Witam Was w
ten piękny poniedziałkowy poranek. No może południe. Właśnie otworzyłem oczy,
nie dowierzałem, gdy spojrzałem na zegarek. Trochę mi się przysnęło. Dzieci na
zajęciach szkolnych. To mogłem sobie pozwolić. A co tam! Gdy wróciłem z
przedszkola zrobiłem sobie kawę i włączyłem TV Trwam. By usłyszeć dobre słowo. Tak
podbudowany zjadłem „wit’AM” ciastka na dzień dobry. Następnie przełączyłem
program na TVN24 by posłuchać zakłamanych informacji. Po dobrym posiłku
zacząłem przysypiać. Walnąłem się na „wyro” i zasnąłem. Nie wiem, co się stało,
ale po przebudzeniu, wołałem do siebie psa Scooby Doo. Coś mi się śniło, że
byłem postacią z gry komputerowej na stronie firmy dr Gerard. Nie wiem czy
byłem Kudłatym? Tak myślę, chodziłem po różnych poziomach i szukałem śladów
Scooby-ego. A może byłem członkiem brygady detektywów i brałem udział w „cyberpościgu”?

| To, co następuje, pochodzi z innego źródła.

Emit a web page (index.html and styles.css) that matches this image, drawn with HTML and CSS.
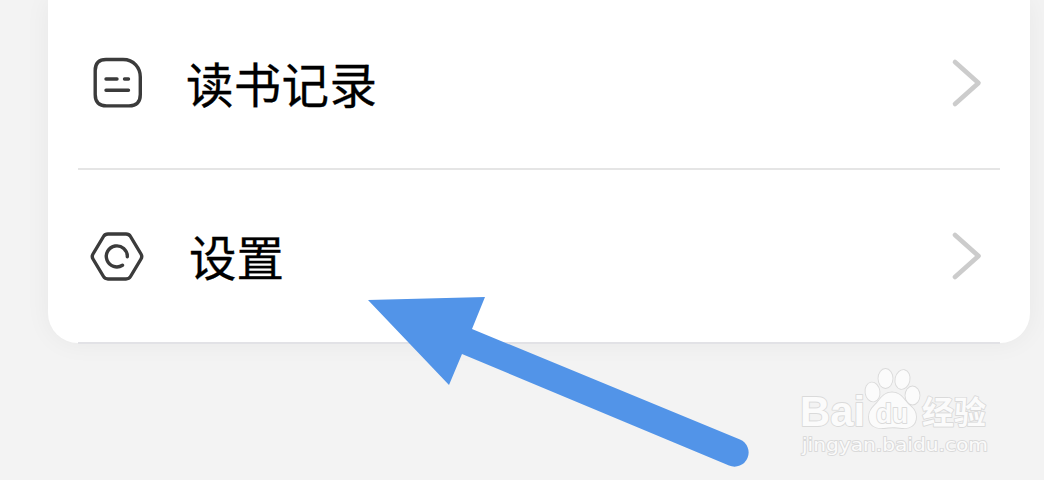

Dziwi mnie to, że narratorem była Marta Kuligowska. Muszę chyba opłukać twarz. Bo
jeszcze śpię…… Wróciłem, na szafce nocnej znalazłem „Torcik zbożowy” i szklankę
mleka. Ale co to? Dochodzą do mnie dziwne dźwięki z kuchni. Zaglądam tam, a w
otwartej lodówce podjada Kudłaty i Scooby. Zdążyli wyjeść mi wszystkie wafelki
i całą wędlinę. Mam nadzieję, że zostało coś zupy na obiad dla dzieci. Wracając
do pokoju, spojrzałem w lustro. Co się ze mną dzieje? Jestem rysunkowy i
wyglądam jak Fred Jones. O co tu chodzi? Ktoś dzwoni do drzwi. Otwieram a tu
moja Żona, realna, prawdziwa. I znów dobiega mnie dzwonek. Tym razem to budzik
w telefonie. Zrywam się z łóżka, sprawdzam godzinę. Ufffff jest 6:30.
Siedzę
na łóżku. Żona krząta się łazience. Dzieci śpią. Za oknem zimno ok. zera
stopni. Siedzę i zastanawiam się czy to nadal sen czy już nie?